• Problem details: Where a line holds the word "components", copy that line.
=== Information shown ===
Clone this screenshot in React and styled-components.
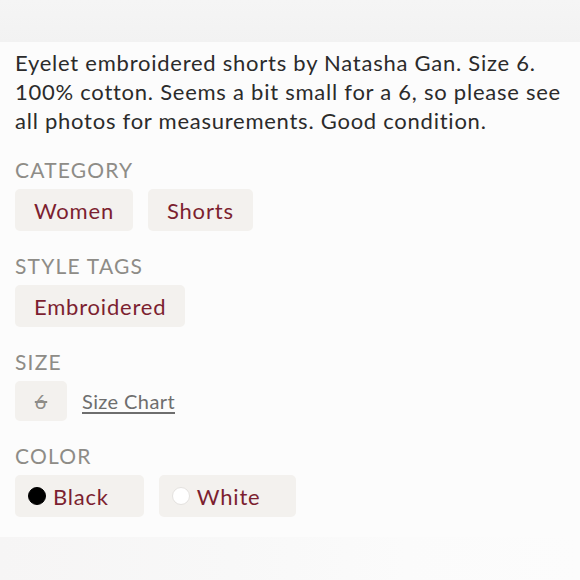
import React from "react";
import styled, { createGlobalStyle } from "styled-components";

const GlobalStyle = createGlobalStyle`
  html, body {
    margin: 0;
    padding: 0;
    background: #fcfcfc;
  }
  body {
    font-family: Lato, "Noto Sans", sans-serif;
  }
`;

const Page = styled.div`
  width: 580px;
  height: 580px;
  overflow: hidden;
  display: flex;
  flex-direction: column;
  background: #fcfcfc;
`;

const TopBand = styled.div`
  height: 42px;
  flex-shrink: 0;
  background: linear-gradient(180deg, #f5f5f5 0%, #f2f2f2 100%);
`;

const Content = styled.div`
  padding: 6px 15px 0;
  display: flex;
  flex-direction: column;
  gap: 23px;
`;

const Description = styled.p`
  margin: 0;
  font-size: 22px;
  line-height: 29px;
  color: #2b2b2b;
  letter-spacing: 0.75px;
`;

const Section = styled.div`
  display: flex;
  flex-direction: column;
  gap: 7px;
`;

const Label = styled.div`
  font-size: 21px;
  line-height: 24px;
  color: #8e8c87;
  text-transform: uppercase;
  letter-spacing: 1.2px;
`;

const ChipRow = styled.div`
  display: flex;
  align-items: center;
  gap: 15px;
`;

const Chip = styled.div`
  display: flex;
  align-items: center;
  gap: 7px;
  height: ${(p) => (p.$small ? 40 : 42)}px;
  min-width: ${(p) => (p.$small ? "52px" : "auto")};
  justify-content: ${(p) => (p.$small ? "center" : "flex-start")};
  box-sizing: border-box;
  padding: 0 ${(p) => (p.$small ? 0 : p.$dot ? 35 : 19)}px 0
    ${(p) => (p.$small ? 0 : p.$dot ? 13 : 19)}px;
  background: #f3f1ee;
  border-radius: 5px;
  font-size: 22px;
  letter-spacing: 0.8px;
  color: #7c1f30;
`;

const Dot = styled.span`
  width: 18px;
  height: 18px;
  border-radius: 50%;
  background: ${(p) => p.$color};
  border: 1px solid ${(p) => (p.$color === "#fff" ? "#e4e2df" : p.$color)};
  box-sizing: border-box;
  flex-shrink: 0;
`;

const SizeValue = styled.span`
  color: #8e8c87;
  font-size: 20px;
  text-decoration: line-through;
`;

const SizeLink = styled.a`
  font-size: 20px;
  letter-spacing: 0.4px;
  color: #6e6e6e;
  text-decoration: underline;
  text-underline-offset: 3px;
`;

const BottomBand = styled.div`
  margin-top: auto;
  height: 43px;
  background: linear-gradient(90deg, #f6f5f5 0%, #f8f8f8 40%, #fbfbfb 70%, #fcfcfc 100%);
`;

const sections = [
  { label: "Category", chips: ["Women", "Shorts"] },
  { label: "Style Tags", chips: ["Embroidered"] },
];

const colors = [
  { name: "Black", color: "#000" },
  { name: "White", color: "#fff" },
];

export default function App() {
  return (
    <Page>
      <GlobalStyle />
      <TopBand />
      <Content>
        <Description>
          Eyelet embroidered shorts by Natasha Gan. Size 6. 100% cotton. Seems a
          bit small for a 6, so please see all photos for measurements. Good
          condition.
        </Description>
        {sections.map((s) => (
          <Section key={s.label}>
            <Label>{s.label}</Label>
            <ChipRow>
              {s.chips.map((c) => (
                <Chip key={c}>{c}</Chip>
              ))}
            </ChipRow>
          </Section>
        ))}
        <Section>
          <Label>Size</Label>
          <ChipRow>
            <Chip $small>
              <SizeValue>6</SizeValue>
            </Chip>
            <SizeLink>Size Chart</SizeLink>
          </ChipRow>
        </Section>
        <Section>
          <Label>Color</Label>
          <ChipRow>
            {colors.map((c) => (
              <Chip key={c.name} $dot>
                <Dot $color={c.color} />
                {c.name}
              </Chip>
            ))}
          </ChipRow>
        </Section>
      </Content>
      <BottomBand />
    </Page>
  );
}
===
• Final answer:
Clone this screenshot in React and styled-components.
import styled, { createGlobalStyle } from "styled-components";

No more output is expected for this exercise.